For yeast breads with substituted sweeteners, expect 10-20% longer rise times. Add a tiny pinch of extra yeast if you’re impatient.

Cookies — the trickiest baked good

Cookies are particularly sensitive to sweetener substitution because:

  • Crystallization affects spread (no crystals in liquid sweeteners)
  • Browning matters for flavor and appearance
  • Moisture changes texture from crispy to chewy

When substituting in cookies:

  • Expect chewier, slightly cakier results
  • Crispness is harder to achieve
  • Spread will be more controlled
  • Browning happens faster — watch closely
  • Reduce flour by 2-3 tablespoons per cup of liquid sweetener to compensate

The “perfect” thin crispy cookie virtually requires granulated sugar. Substitutes give a different, often more “homemade” result.

Frostings and icings

Sweetener substitution in frostings is generally difficult:

  • Royal icing (egg white + powdered sugar): no good substitute for powdered sugar
  • Buttercream: liquid sweeteners make it too soft; doesn’t pipe well
  • Glazes: powdered sugar works best; honey glazes are too sticky
  • Caramel: requires sugar’s specific crystallization properties

For most frostings, stick with powdered sugar regardless of what’s in the cake.
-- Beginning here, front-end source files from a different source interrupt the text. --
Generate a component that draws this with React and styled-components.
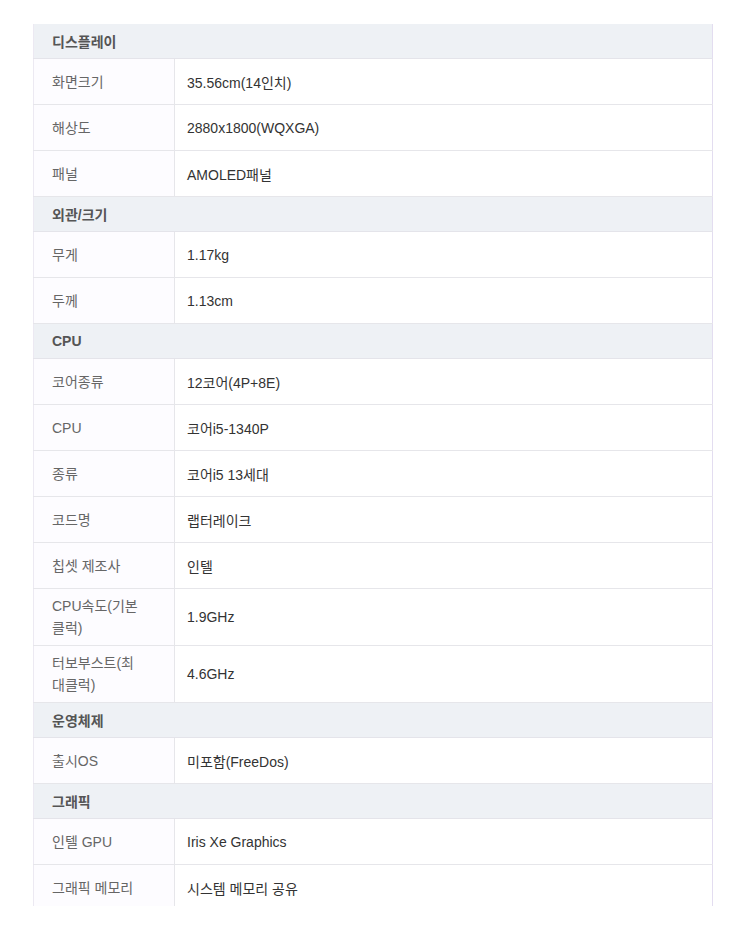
import React from 'react';
import styled, {createGlobalStyle} from 'styled-components';

const GlobalStyle = createGlobalStyle`
  body {
    margin: 0;
    background: #ffffff;
    font-family: "Liberation Sans", "Noto Sans CJK KR", sans-serif;
  }
`;

const Page = styled.div`
  width: 750px;
  height: 948px;
  padding: 24px 0 0 33px;
  box-sizing: border-box;
`;

const Clip = styled.div`
  width: 680px;
  height: 882px;
  overflow: hidden;
`;

const Table = styled.table`
  width: 680px;
  border-collapse: collapse;
  table-layout: fixed;
  font-size: 14px;
  border-left: 1px solid #ece9f2;
  border-right: 1px solid #e3ddf0;
`;

const LabelCol = styled.col`
  width: 141px;
`;

const HeadCell = styled.th`
  height: 34px;
  padding: 0 18px;
  text-align: left;
  font-weight: bold;
  color: #555;
  background: #eef1f5;
  border-bottom: 1px solid #e4e4ea;
`;

const Label = styled.td`
  height: ${(p) => (p.$tall ? 56 : 45)}px;
  padding: 0 32px 0 18px;
  color: #666;
  line-height: 22px;
  background: #fdfcff;
  border-right: 1px solid #e6e6ea;
  border-bottom: 1px solid #e6e6ea;
`;

const Value = styled.td`
  padding: 0 12px;
  color: #333;
  border-bottom: 1px solid #e6e6ea;
`;

const specs = [
    ['디스플레이', [
        ['화면크기', '35.56cm(14인치)'],
        ['해상도', '2880x1800(WQXGA)'],
        ['패널', 'AMOLED패널'],
    ]],
    ['외관/크기', [
        ['무게', '1.17kg'],
        ['두께', '1.13cm'],
    ]],
    ['CPU', [
        ['코어종류', '12코어(4P+8E)'],
        ['CPU', '코어i5-1340P'],
        ['종류', '코어i5 13세대'],
        ['코드명', '랩터레이크'],
        ['칩셋 제조사', '인텔'],
        ['CPU속도(기본 클럭)', '1.9GHz', true],
        ['터보부스트(최대클럭)', '4.6GHz', true],
    ]],
    ['운영체제', [
        ['출시OS', '미포함(FreeDos)'],
    ]],
    ['그래픽', [
        ['인텔 GPU', 'Iris Xe Graphics'],
        ['그래픽 메모리', '시스템 메모리 공유'],
    ]],
];

export default function App() {
    return (
        <Page>
            <GlobalStyle/>
            <Clip>
                <Table>
                    <colgroup>
                        <LabelCol/>
                        <col/>
                    </colgroup>
                    <tbody>
                    {specs.map(([group, rows]) => (
                        <React.Fragment key={group}>
                            <tr>
                                <HeadCell colSpan={2}>{group}</HeadCell>
                            </tr>
                            {rows.map(([name, value, tall]) => (
                                <tr key={name}>
                                    <Label $tall={tall}>{name}</Label>
                                    <Value>{value}</Value>
                                </tr>
                            ))}
                        </React.Fragment>
                    ))}
                    </tbody>
                </Table>
            </Clip>
        </Page>
    );
}
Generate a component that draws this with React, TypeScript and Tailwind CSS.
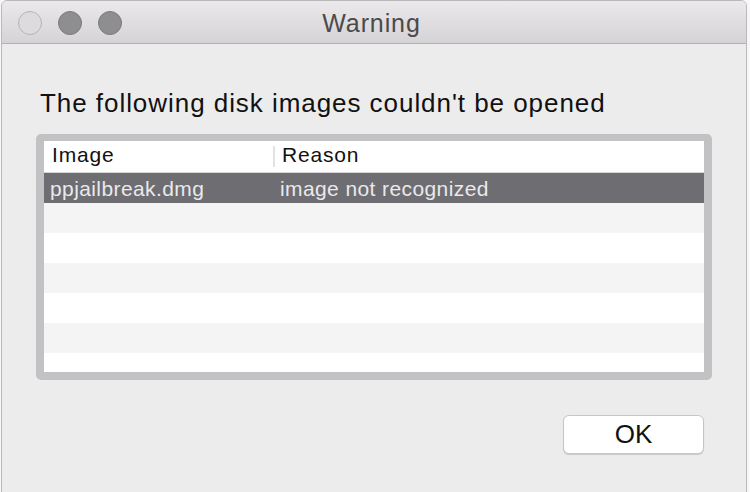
import React from "react";

const rows = [
  { image: "ppjailbreak.dmg", reason: "image not recognized", selected: true },
  { image: "", reason: "" },
  { image: "", reason: "" },
  { image: "", reason: "" },
  { image: "", reason: "" },
  { image: "", reason: "" },
  { image: "", reason: "" },
];

const App: React.FC = () => {
  return (
    <div
      className="w-[750px] h-[492px] bg-[#f7f7f7] pl-px overflow-hidden"
      style={{ fontFamily: '"Liberation Sans", Arial, sans-serif' }}
    >
      <div className="w-[746px] h-[500px] flex flex-col bg-[#ececec] border border-[#b9b9b9] rounded-t-[6px] overflow-hidden">
        {/* Title bar */}
        <div className="relative h-[43px] shrink-0 flex items-center bg-gradient-to-b from-[#ebe9eb] to-[#d5d3d5] border-b border-[#b3b3b3]">
          <div className="flex items-center gap-4 pl-[16px] pt-px">
            <span className="w-[24px] h-[24px] rounded-full bg-[#dddbdd] border border-[#b6b5b6]" />
            <span className="w-[24px] h-[24px] rounded-full bg-[#8e8d90] border border-[#7b7a7d]" />
            <span className="w-[24px] h-[24px] rounded-full bg-[#8e8d90] border border-[#7b7a7d]" />
          </div>
          <div className="absolute inset-0 flex items-center justify-center pt-px">
            <span className="text-[25px] leading-[30px] tracking-[0.9px] text-[#4b4a4b] pr-[5px]">
              Warning
            </span>
          </div>
        </div>

        {/* Body */}
        <div className="flex flex-col pl-[34px] pr-[34px]">
          <h1 className="mt-[44px] text-[26px] leading-[30px] tracking-[0.95px] text-[#111] pl-[4px]">
            The following disk images couldn't be opened
          </h1>

          <div className="mt-[16px] border-x-8 border-t-[7px] border-b-8 border-[#c2c2c4] rounded-[5px] bg-white h-[246px] overflow-hidden">
            {/* Header */}
            <div className="flex h-[32px] border-b border-[#d6d6d6] text-[21px] leading-[27px] tracking-[0.8px] text-[#111]">
              <div className="w-[229px] pl-[8px]">Image</div>
              <div className="w-[2px] h-[21px] mt-[5px] bg-[#e2e2e2]" />
              <div className="pl-[7px]">Reason</div>
            </div>
            {rows.map((row, i) => (
              <div
                key={i}
                className={
                  row.selected
                    ? "flex h-[30px] overflow-hidden bg-[#6e6d72] text-[#e9e9eb] text-[21px] leading-[32px] tracking-[0.4px]"
                    : i % 2 === 1
                    ? "flex h-[30px] bg-[#f4f4f4]"
                    : "flex h-[30px] bg-white"
                }
              >
                <div className="w-[231px] pl-[6px]">{row.image}</div>
                <div className="pl-[5px]">{row.reason}</div>
              </div>
            ))}
          </div>

          <div className="flex justify-end mt-[35px] pr-[8px]">
            <button className="w-[141px] h-[39px] rounded-[6px] bg-white border border-[#c6c6c6] shadow-[0_1px_1px_rgba(0,0,0,0.15)] text-[26px] leading-[37px] text-[#111]">
              OK
            </button>
          </div>
        </div>
      </div>
    </div>
  );
};

export default App;
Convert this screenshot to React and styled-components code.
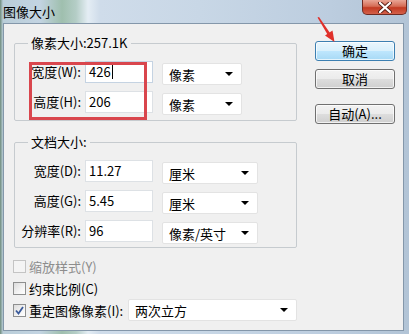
import styled, { createGlobalStyle } from "styled-components";

const GlobalStyle = createGlobalStyle`
    html, body {
        margin: 0;
        padding: 0;
        background: #ffffff;
    }
    body {
        font-family: "Noto Sans CJK SC", "Microsoft YaHei", sans-serif;
        font-size: 13px;
        color: #000000;
    }
`;

const pixelRows = [
    { label: "宽度(W):", value: "426", unit: "像素", caret: true },
    { label: "高度(H):", value: "206", unit: "像素" },
];

const documentRows = [
    { label: "宽度(D):", value: "11.27", unit: "厘米" },
    { label: "高度(G):", value: "5.45", unit: "厘米" },
    { label: "分辨率(R):", value: "96", unit: "像素/英寸" },
];

export default function App() {
    return (
        <>
            <GlobalStyle />
            <Frame data-component="image-size-dialog">
                <TitleBar>
                    <Title>图像大小</Title>
                    <CloseButton>
                        <svg width="14" height="11" viewBox="0 0 14 11">
                            <path d="M2 1 L12 10 M12 1 L2 10" stroke="#5a2018" strokeWidth="4" strokeLinecap="round" />
                            <path d="M2 1 L12 10 M12 1 L2 10" stroke="#ffffff" strokeWidth="2.2" strokeLinecap="round" />
                        </svg>
                    </CloseButton>
                </TitleBar>
                <Client>
                    <MainColumn>
                        <Group $gap={13}>
                            <Legend>像素大小:257.1K</Legend>
                            <FieldGrid $bottom={5}>
                                {pixelRows.map((row) => (
                                    <Field key={row.label} {...row} selectWidth={80} />
                                ))}
                            </FieldGrid>
                        </Group>
                        <Group $gap={0}>
                            <Legend>文档大小:</Legend>
                            <FieldGrid $bottom={3}>
                                {documentRows.map((row) => (
                                    <Field key={row.label} {...row} selectWidth={96} />
                                ))}
                            </FieldGrid>
                        </Group>
                        <CheckList>
                            <CheckRow $disabled>
                                <CheckBox $disabled />
                                <span>缩放样式(Y)</span>
                            </CheckRow>
                            <CheckRow>
                                <CheckBox />
                                <span>约束比例(C)</span>
                            </CheckRow>
                            <CheckRow>
                                <CheckBox>
                                    <svg width="9" height="9" viewBox="0 0 9 9">
                                        <path d="M1 4.5 L3.5 7.5 L8 1" fill="none" stroke="#3a5a9a" strokeWidth="1.8" />
                                    </svg>
                                </CheckBox>
                                <span>重定图像像素(I):</span>
                                <Select $width={169} $offset={0} $push>
                                    <span>两次立方</span>
                                    <Caret />
                                </Select>
                            </CheckRow>
                        </CheckList>
                    </MainColumn>
                    <ButtonColumn>
                        <Button $primary $top={6}>确定</Button>
                        <Button $top={8}>取消</Button>
                        <Button $top={15}>自动(A)...</Button>
                    </ButtonColumn>
                </Client>
                <Highlight />
                <Arrow width="30" height="32" viewBox="0 0 30 32">
                    <path d="M5.5 4.5 L7 4 L18 20 L15.5 21.5 Z" fill="#e0302a" />
                    <path d="M22.5 29 L13 22.5 L20.5 17.5 Z" fill="#e0302a" />
                </Arrow>
            </Frame>
        </>
    );
}

function Field({ label, value, unit, caret, selectWidth }) {
    return (
        <>
            <FieldLabel>{label}</FieldLabel>
            <TextBox $focused={caret}>
                {value}
                {caret && <TextCaret />}
            </TextBox>
            <Select $width={selectWidth} $offset={2}>
                <span>{unit}</span>
                <Caret />
            </Select>
        </>
    );
}

const Frame = styled.div`
    position: relative;
    width: 409px;
    height: 334px;
    box-sizing: border-box;
    padding: 0 5px 3px 3px;
    display: flex;
    flex-direction: column;
    background: linear-gradient(90deg, #6f8c7c 0px, #b9cdd8 3px, #c3d4e2 40px, #9fbfae 62px, #b4cdc6 76px, #e4edf4 88px, #cfdcea 100px, #c8d7e6 200px, #bccddf 330px, #b2c4d6 409px);
    overflow: hidden;
`;

const TitleBar = styled.div`
    height: 23px;
    flex: none;
    display: flex;
    align-items: flex-start;
    justify-content: space-between;
`;

const Title = styled.div`
    padding-top: 3px;
    font-size: 13px;
    line-height: 17px;
    color: #000000;
`;

const CloseButton = styled.div`
    width: 45px;
    height: 15px;
    margin-right: -3px;
    box-sizing: border-box;
    border: 1px solid #6e2a22;
    border-top: none;
    border-radius: 0 0 5px 5px;
    background: linear-gradient(180deg, #e9a595 0%, #d56c55 45%, #c23a22 55%, #d4614a 100%);
    display: flex;
    align-items: center;
    justify-content: center;
`;

const Client = styled.div`
    flex: 1;
    display: flex;
    box-sizing: border-box;
    border: 1px solid #8497aa;
    background: #f0f0f0;
    padding: 11px 0 0 10px;
`;

const MainColumn = styled.div`
    width: 283px;
    display: flex;
    flex-direction: column;
`;

const Group = styled.fieldset`
    margin: 0 0 ${({ $gap }) => $gap}px 0;
    padding: 0;
    border: 1px solid #c6cbcf;
    border-radius: 2px;
    min-width: 0;
`;

const Legend = styled.legend`
    margin-left: 13px;
    padding: 0 3px;
    font-size: 13px;
    line-height: 16px;
    color: #000000;
`;

const FieldGrid = styled.div`
    display: grid;
    grid-template-columns: 66px 68px auto;
    column-gap: 4px;
    row-gap: 6px;
    align-items: start;
    padding: 10px 0 ${({ $bottom }) => $bottom}px 0;
`;

const FieldLabel = styled.div`
    height: 22px;
    line-height: 22px;
    text-align: right;
    white-space: nowrap;
    font-size: 13px;
`;

const TextBox = styled.div`
    height: 22px;
    box-sizing: border-box;
    border: 1px solid ${({ $focused }) => ($focused ? "#c5d3e2" : "#dde1e5")};
    background: #ffffff;
    padding: 0 3px;
    line-height: 20px;
    font-size: 13px;
    display: flex;
    align-items: center;
`;

const TextCaret = styled.span`
    display: inline-block;
    width: 1px;
    height: 14px;
    margin-left: 1px;
    background: #000000;
`;

const Select = styled.div`
    width: ${({ $width }) => $width}px;
    height: 22px;
    margin-top: ${({ $offset }) => $offset}px;
    margin-left: ${({ $offset, $push }) => ($push ? "auto" : $offset ? "5px" : "0")};
    box-sizing: border-box;
    border: 1px solid #e3e3e3;
    border-radius: 2px;
    background: #ffffff;
    padding: 0 8px 0 6px;
    display: flex;
    align-items: center;
    justify-content: space-between;
    font-size: 13px;
    white-space: nowrap;
`;

const Caret = styled.span`
    width: 0;
    height: 0;
    border-left: 4px solid transparent;
    border-right: 4px solid transparent;
    border-top: 4px solid #000000;
`;

const CheckList = styled.div`
    display: flex;
    flex-direction: column;
    padding-top: 7px;
`;

const CheckRow = styled.label`
    height: 22px;
    display: flex;
    align-items: center;
    gap: 3px;
    margin-left: -1px;
    font-size: 13px;
    color: ${({ $disabled }) => ($disabled ? "#8d8d8d" : "#000000")};
    white-space: nowrap;
`;

const CheckBox = styled.span`
    width: 13px;
    height: 13px;
    box-sizing: border-box;
    flex: none;
    border: 1px solid ${({ $disabled }) => ($disabled ? "#c4c4c4" : "#8e8f8f")};
    background: ${({ $disabled }) =>
        $disabled ? "#f4f4f4" : "linear-gradient(135deg, #dcdcdc 0%, #f4f4f4 60%, #ffffff 100%)"};
    display: flex;
    align-items: center;
    justify-content: center;
`;

const ButtonColumn = styled.div`
    display: flex;
    flex-direction: column;
    padding-left: 18px;
`;

const Button = styled.div`
    width: 80px;
    height: 20px;
    margin-top: ${({ $top }) => $top}px;
    box-sizing: border-box;
    border: 1px solid ${({ $primary }) => ($primary ? "#3c7fb1" : "#707070")};
    border-radius: 3px;
    background: ${({ $primary }) =>
        $primary
            ? "linear-gradient(180deg, #eaf6fd 0%, #d9f0fc 50%, #bee6fd 51%, #a7d9f5 100%)"
            : "linear-gradient(180deg, #f2f2f2 0%, #ebebeb 50%, #dddddd 51%, #cfcfcf 100%)"};
    box-shadow: inset 0 0 0 1px rgba(255, 255, 255, 0.7);
    display: flex;
    align-items: center;
    justify-content: center;
    font-size: 13px;
    line-height: 18px;
`;

const Highlight = styled.div`
    position: absolute;
    left: 29px;
    top: 62px;
    width: 118px;
    height: 58px;
    box-sizing: border-box;
    border: 3px solid #d9464d;
    pointer-events: none;
`;

const Arrow = styled.svg`
    position: absolute;
    left: 312px;
    top: 13px;
    pointer-events: none;
`;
Common substitution mistakes

  1. Forgetting to reduce other liquids: results in soggy batter that won’t bake properly
  2. Skipping the baking soda for honey: cookies don’t brown, cakes taste flat
  3. Not lowering oven temp: tops burn before centers cook
  4. 1:1 substitution: too wet, too sweet (with agave especially)
  5. Wrong baking soda amount: too much creates soapy flavor
  6. Using honey in delicate flavor recipes: overpowers vanilla, lemon, almond
  7. Wrong sweetener for application: agave in crispy cookies = soft cookies

Bottom line

Honey, maple syrup, and agave cannot replace sugar 1:1. Use 3/4 cup liquid sweetener per 1 cup sugar (2/3 cup for agave). Reduce other liquids by 1/4 cup per cup of substitute. Add baking soda for honey and agave (acidic). Lower oven temperature by 25°F (browning happens faster). Each sweetener has flavor character that complements or competes with recipes — match the substitute to the application. For delicate cakes and crispy cookies, sugar is hard to replace. For quick breads, granola, and rustic baked goods, liquid sweeteners often improve results.